Admiral James Stockdale was the highest-ranking American POW held during the Viet Nam War.  He was a prisoner in the Hanoi Hilton from 1965 to 1973 and during his imprisonment, was tortured over twenty different times.  

James Stockdale

In an interview, Admiral Stockdale was asked, “Admiral, how did you make it?  How did you survive so long in such horror?” Stockdale answered him: “Well, I never doubted.  I never doubted not only that I would get out, and that I would prevail in the end; but that I’d turn the experience into the defining event of my life.”

After a long moment of silence, the Admiral was asked, “so…who didn’t make it out of the Hanoi Hilton alive?”  Stockdale replied, “Oh, that’s easy.  The optimists.”  “The optimists?  Why the optimists?  That doesn’t make sense, given what you just said.” 

Stockdale responded: “The optimists.  They were the ones who said, ‘We’re going to be out by Christmas.’ And Christmas would come, and Christmas would go. Then they’d say, ‘We’re going to be out by Easter.’ And Easter would come, and Easter would go. And then Thanksgiving, and then it would be Christmas again. And they died of a broken heart.”

Then Admiral James Stockdale smiled, and said: “100%.  I never lost faith in the end of my story.  100%.”

100% faith in the end of his story.

This weekend, we bring our 3-week sermon series, “Trinity: Inside Out” to a close.  We have been focusing on the treasure that God has placed within us…God’s love and grace, which we receive in the waters of baptism, and which grows within us throughout our lives…and on how we share that treasure.

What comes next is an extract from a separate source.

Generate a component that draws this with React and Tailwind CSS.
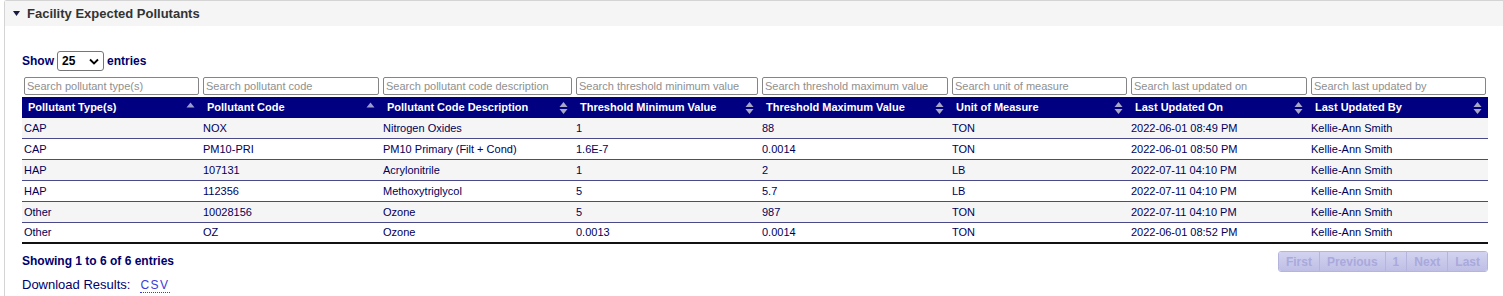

Two weeks ago, we talked about how our financial resources reflect the treasure of God’s love and grace.  Last week, we focused on how we invest our time; and how that reflects Christ’s love.  

Today, we are talking about how the gift of our whole selves…our very being…our lives…reflect our values as people who follow Jesus.  We are talking about what it is to be confident in the end of our stories.  We are talking about 100%

You see, in our Gospel reading, a lawyer was trying to trip Jesus up…trying to trap him with a trick question.  “What is the Greatest Commandment?” he asked, knowing that if Jesus selected any one of the commandments, he’d be breaking the law, and he could be arrested…because no commandment could be “greater” than any other.  But Jesus wasn’t taking the bait.

Rather than a commandment, Jesus gave a framework for all the law: 

“You shall love the Lord your God with all your heart and with all your soul and with all your mind.’This is the greatest and first commandment. And a second is like it: ‘You shall love your neighbor as yourself.’ On these two commandments hang all the Law and the Prophets.”

Love God…love your neighbor.  That’s it.  And the lawyer was sent scurrying home in frustration.  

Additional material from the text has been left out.